[BEGIN]

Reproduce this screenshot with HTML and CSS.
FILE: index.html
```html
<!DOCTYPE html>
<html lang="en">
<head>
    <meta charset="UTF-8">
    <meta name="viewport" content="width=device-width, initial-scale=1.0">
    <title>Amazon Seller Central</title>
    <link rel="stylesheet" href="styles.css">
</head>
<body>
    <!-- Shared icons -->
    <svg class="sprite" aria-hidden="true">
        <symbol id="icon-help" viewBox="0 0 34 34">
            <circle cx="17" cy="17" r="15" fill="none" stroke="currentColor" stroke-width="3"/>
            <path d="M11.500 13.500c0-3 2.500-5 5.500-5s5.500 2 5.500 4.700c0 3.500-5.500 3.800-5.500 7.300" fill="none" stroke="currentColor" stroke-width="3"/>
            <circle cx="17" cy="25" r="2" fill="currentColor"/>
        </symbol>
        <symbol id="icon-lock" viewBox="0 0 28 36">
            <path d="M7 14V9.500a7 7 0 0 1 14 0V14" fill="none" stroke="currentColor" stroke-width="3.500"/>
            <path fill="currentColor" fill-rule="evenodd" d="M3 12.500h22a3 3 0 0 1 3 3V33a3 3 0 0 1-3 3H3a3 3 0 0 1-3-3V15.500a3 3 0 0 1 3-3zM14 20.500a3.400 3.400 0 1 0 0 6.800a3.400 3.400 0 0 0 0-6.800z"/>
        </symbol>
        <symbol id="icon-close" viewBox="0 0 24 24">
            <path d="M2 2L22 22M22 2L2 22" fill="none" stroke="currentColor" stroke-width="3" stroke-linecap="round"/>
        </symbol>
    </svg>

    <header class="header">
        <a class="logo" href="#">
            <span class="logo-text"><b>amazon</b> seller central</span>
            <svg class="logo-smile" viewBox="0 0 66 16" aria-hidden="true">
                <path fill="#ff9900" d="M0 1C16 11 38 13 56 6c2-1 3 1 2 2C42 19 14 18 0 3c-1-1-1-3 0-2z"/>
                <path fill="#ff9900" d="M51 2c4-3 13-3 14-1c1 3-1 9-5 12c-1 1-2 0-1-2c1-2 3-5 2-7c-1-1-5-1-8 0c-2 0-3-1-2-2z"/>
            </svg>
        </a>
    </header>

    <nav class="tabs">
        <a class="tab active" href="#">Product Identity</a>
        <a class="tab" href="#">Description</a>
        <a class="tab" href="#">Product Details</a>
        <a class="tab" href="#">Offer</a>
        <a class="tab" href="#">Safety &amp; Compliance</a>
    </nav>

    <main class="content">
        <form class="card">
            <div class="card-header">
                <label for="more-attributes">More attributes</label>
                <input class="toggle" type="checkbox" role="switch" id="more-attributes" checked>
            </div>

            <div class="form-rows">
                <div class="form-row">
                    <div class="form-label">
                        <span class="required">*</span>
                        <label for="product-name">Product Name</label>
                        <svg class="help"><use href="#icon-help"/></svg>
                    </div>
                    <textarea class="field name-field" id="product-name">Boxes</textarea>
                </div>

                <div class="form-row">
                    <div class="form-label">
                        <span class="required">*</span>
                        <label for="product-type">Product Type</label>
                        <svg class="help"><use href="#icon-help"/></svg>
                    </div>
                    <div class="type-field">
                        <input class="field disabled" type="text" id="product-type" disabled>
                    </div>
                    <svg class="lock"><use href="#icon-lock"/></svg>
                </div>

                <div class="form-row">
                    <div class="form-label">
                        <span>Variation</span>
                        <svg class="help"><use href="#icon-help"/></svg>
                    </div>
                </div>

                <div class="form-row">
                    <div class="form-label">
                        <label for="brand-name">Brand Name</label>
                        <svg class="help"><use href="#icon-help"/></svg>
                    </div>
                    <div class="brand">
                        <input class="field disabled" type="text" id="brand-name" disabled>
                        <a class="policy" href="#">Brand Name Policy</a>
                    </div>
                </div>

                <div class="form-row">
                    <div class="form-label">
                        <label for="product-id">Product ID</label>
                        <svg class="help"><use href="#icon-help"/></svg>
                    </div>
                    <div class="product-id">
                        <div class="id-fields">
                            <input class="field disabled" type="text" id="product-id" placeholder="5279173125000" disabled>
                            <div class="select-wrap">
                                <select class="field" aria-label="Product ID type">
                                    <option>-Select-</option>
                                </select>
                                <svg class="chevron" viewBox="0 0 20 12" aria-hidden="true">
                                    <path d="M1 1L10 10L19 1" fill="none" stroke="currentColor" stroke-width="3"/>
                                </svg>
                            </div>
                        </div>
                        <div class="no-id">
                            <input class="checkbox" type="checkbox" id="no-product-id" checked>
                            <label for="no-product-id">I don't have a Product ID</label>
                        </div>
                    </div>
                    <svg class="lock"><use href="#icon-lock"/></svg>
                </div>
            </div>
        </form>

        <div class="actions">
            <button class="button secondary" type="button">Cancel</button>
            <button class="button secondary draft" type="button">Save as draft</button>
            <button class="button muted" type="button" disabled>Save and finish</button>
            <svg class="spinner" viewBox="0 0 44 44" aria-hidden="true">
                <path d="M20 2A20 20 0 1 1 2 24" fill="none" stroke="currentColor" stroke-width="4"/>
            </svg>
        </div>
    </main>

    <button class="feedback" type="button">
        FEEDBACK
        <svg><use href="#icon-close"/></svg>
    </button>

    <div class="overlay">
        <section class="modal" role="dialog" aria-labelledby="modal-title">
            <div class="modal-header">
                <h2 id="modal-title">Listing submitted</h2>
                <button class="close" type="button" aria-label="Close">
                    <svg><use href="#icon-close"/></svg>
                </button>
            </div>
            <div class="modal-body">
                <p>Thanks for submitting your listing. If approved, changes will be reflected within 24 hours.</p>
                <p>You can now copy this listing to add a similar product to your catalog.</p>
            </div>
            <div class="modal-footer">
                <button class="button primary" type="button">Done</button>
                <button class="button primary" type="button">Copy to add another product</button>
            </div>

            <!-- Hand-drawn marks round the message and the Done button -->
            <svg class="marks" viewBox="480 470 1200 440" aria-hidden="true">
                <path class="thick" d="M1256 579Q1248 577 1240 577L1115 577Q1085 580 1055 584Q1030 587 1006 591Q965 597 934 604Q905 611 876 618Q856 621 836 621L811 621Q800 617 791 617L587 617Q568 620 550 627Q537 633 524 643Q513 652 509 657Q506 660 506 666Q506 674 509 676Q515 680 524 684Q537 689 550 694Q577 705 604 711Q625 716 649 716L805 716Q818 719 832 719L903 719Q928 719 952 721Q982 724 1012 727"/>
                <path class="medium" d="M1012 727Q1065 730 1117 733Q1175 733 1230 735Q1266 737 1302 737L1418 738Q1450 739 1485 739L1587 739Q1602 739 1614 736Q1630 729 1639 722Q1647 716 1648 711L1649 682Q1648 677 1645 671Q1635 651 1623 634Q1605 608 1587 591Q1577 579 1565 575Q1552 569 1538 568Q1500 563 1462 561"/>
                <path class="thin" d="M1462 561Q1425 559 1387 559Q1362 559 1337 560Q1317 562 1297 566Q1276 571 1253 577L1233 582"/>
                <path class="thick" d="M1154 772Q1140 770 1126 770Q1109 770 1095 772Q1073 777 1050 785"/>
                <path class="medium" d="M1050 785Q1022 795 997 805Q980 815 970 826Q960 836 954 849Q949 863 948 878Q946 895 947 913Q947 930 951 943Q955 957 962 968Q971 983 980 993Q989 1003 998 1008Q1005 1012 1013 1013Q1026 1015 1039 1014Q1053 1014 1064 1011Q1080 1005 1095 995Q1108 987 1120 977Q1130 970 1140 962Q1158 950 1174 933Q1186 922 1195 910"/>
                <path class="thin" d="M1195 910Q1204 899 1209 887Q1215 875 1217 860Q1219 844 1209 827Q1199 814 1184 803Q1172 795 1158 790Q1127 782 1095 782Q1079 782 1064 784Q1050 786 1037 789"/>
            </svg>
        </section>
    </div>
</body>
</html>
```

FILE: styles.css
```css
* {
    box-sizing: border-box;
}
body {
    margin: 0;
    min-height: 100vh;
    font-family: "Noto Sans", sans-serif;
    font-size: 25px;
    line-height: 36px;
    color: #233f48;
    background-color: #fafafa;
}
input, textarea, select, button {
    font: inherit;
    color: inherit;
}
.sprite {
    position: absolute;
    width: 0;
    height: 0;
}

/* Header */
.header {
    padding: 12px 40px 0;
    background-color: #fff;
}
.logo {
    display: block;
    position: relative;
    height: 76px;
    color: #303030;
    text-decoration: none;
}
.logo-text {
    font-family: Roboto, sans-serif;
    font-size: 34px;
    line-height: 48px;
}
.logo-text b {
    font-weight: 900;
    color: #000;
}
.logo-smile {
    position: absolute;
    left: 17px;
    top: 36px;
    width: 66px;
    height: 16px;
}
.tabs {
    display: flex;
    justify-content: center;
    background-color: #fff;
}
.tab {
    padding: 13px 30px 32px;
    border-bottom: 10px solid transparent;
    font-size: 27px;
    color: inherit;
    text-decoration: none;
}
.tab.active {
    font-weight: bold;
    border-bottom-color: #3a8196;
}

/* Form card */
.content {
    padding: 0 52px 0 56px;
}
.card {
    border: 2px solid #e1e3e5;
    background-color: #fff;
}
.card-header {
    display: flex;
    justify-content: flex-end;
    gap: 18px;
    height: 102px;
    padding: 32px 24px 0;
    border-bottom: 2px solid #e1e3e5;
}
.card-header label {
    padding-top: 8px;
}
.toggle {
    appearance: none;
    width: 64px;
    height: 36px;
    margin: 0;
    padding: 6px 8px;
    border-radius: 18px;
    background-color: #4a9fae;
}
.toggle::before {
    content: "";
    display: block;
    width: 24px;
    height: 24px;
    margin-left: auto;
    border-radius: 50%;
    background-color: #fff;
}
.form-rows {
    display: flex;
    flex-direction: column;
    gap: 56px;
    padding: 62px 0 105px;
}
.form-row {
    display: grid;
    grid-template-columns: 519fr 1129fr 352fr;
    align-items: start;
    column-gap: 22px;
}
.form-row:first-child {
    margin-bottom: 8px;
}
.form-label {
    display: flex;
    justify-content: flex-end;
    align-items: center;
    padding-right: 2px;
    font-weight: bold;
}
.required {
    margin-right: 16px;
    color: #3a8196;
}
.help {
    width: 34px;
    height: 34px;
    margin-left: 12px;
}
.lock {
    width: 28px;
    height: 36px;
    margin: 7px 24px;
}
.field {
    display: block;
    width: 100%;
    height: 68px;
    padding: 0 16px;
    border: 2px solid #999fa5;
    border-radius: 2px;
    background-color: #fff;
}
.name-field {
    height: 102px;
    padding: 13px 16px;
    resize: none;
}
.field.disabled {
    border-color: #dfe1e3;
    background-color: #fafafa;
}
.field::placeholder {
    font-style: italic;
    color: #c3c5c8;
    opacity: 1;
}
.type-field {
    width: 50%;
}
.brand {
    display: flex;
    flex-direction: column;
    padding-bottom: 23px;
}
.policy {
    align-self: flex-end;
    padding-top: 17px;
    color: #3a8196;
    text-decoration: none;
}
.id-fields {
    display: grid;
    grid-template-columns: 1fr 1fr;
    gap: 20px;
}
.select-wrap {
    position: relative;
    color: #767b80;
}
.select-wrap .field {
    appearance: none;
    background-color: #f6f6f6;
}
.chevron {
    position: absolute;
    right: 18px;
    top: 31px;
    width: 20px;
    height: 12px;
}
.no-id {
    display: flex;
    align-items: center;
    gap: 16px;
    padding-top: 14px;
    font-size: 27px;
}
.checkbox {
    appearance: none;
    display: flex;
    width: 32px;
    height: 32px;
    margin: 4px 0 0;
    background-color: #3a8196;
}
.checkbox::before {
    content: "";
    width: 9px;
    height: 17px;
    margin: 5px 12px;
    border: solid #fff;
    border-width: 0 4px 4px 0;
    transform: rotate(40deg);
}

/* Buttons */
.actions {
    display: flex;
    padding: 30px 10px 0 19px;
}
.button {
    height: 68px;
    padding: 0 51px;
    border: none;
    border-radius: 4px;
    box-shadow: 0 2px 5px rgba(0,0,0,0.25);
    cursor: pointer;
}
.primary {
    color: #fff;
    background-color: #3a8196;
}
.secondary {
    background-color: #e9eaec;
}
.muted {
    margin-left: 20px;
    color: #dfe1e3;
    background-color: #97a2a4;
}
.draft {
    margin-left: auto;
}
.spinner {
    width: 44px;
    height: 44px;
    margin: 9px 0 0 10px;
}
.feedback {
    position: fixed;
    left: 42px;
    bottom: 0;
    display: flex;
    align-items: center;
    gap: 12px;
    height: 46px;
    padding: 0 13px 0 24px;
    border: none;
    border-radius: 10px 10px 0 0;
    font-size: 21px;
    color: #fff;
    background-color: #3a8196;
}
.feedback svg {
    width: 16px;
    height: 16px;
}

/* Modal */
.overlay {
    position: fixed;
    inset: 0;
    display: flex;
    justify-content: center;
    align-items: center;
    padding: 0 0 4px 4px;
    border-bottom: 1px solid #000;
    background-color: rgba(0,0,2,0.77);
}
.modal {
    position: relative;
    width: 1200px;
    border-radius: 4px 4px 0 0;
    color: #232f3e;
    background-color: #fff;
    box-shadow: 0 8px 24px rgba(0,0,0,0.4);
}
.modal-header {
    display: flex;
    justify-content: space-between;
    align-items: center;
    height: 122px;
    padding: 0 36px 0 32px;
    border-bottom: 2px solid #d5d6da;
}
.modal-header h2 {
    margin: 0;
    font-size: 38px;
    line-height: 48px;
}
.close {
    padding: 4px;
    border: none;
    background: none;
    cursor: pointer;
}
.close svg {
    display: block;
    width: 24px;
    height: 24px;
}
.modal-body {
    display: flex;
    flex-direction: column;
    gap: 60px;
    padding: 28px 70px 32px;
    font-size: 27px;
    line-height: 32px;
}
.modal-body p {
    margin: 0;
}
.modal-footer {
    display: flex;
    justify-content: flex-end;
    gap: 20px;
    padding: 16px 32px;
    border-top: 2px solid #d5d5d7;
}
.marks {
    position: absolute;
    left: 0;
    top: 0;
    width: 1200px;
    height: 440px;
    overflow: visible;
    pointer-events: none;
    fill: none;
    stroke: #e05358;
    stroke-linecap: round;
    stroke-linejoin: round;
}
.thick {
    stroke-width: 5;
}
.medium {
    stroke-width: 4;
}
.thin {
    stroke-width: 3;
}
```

[END]

[Objective] Check every line of the data, and copy the ones that contain "this".

[The completed task]
Reproduce this screenshot with HTML and CSS.
                <p>You can now copy this listing to add a similar product to your catalog.</p>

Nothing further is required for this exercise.